Data Lake Architecture
Data lakes are designed to store large amounts of raw data in its native format, including structured, semi-structured, and unstructured data. Data requirements and structures are not defined until the data is required for consumption. Traditional data lakes and data lake architecture were for on-premise solutions although today cloud-based data lake architecture has become more common. Cloud data lakes provide both the scalability and economic model necessary for dealing with the exponential increase in data volume in recent years. However, the ability to deliver self-service analytics has been a major weakness of cloud-based offerings. Moving from a cloud data lake environment to an analytics consumption platform such as a data warehouse involves stitching together intermediary ETL tools, which adds time, complexity, and data quality risk to the journey from raw data to insight.
Data Lake Architecture and Snowflake
The move to the cloud has simplified data infrastructure and data management, but the missing analytics piece (as well as the ability to build data applications off a data lake environment) has created hiccups in the data management and data engineering flow.

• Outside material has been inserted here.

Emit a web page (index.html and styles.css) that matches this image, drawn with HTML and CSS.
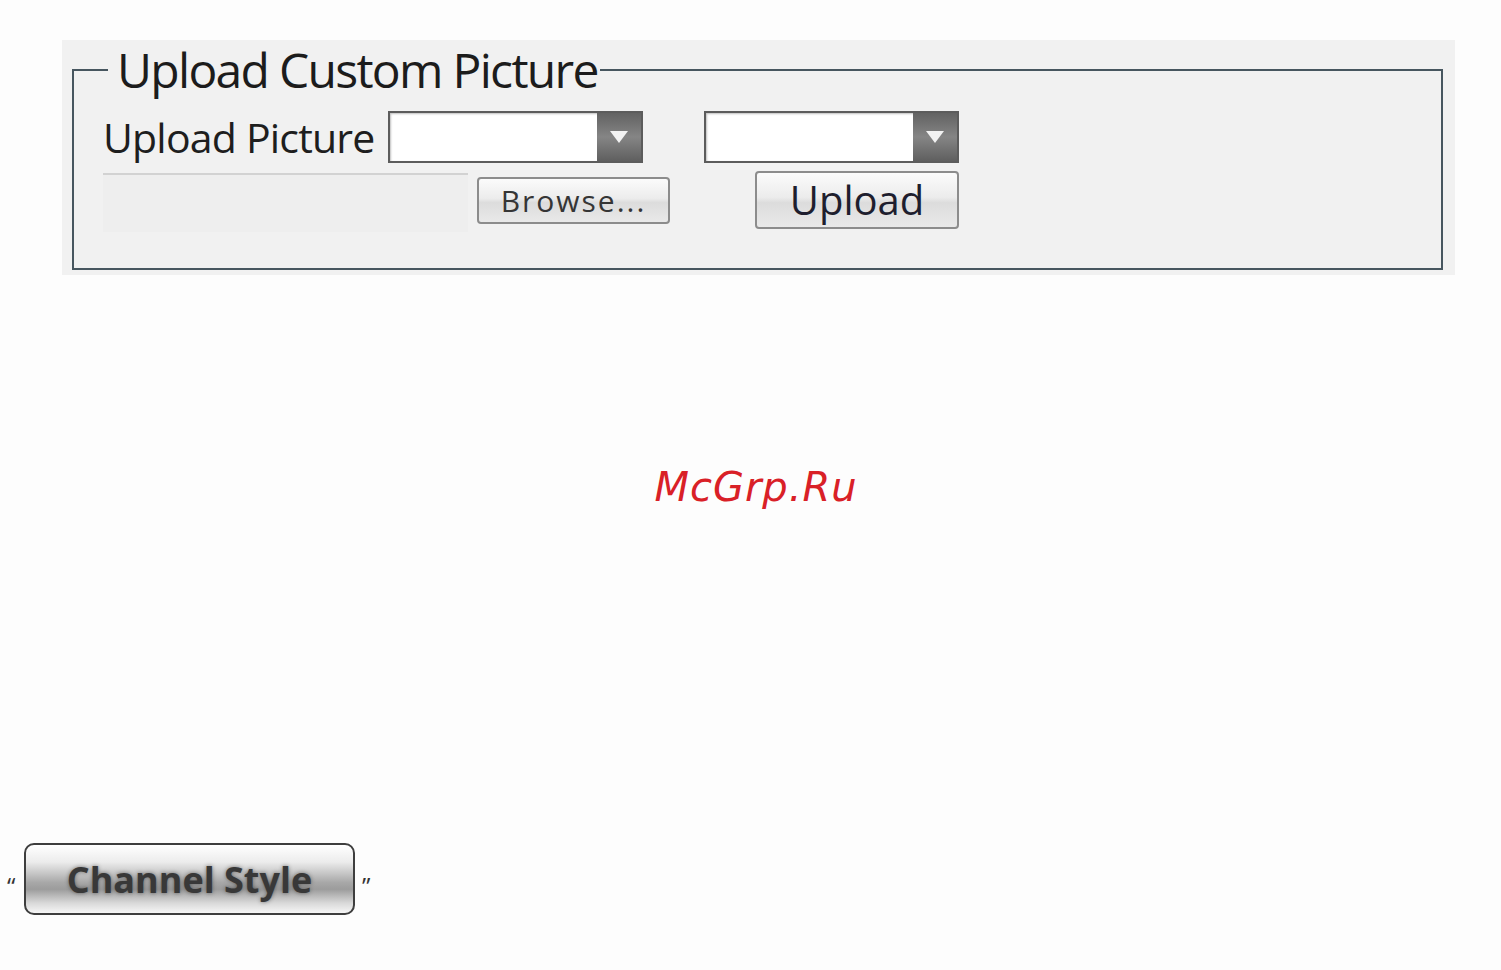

Snowflake's platform eliminates these bottlenecks by eliminating the need to deploy and maintain separate data storage and enterprise data warehouse (EDW) environments. With Snowflake's extensible data architecture, the distinction between the data lake and warehouse has been removed. By seamlessly moving, transforming, both structured and semi-structured data from storage to the data warehouse on a single architecture, business users can rapidly access raw data lake sets for analysis without a cumbersome data transitioning process. In addition, Snowflake allows data engineers and other data experts to easily build custom data applications in the Snowflake platform, providing a holistic data cloud for elastic data management and consumption.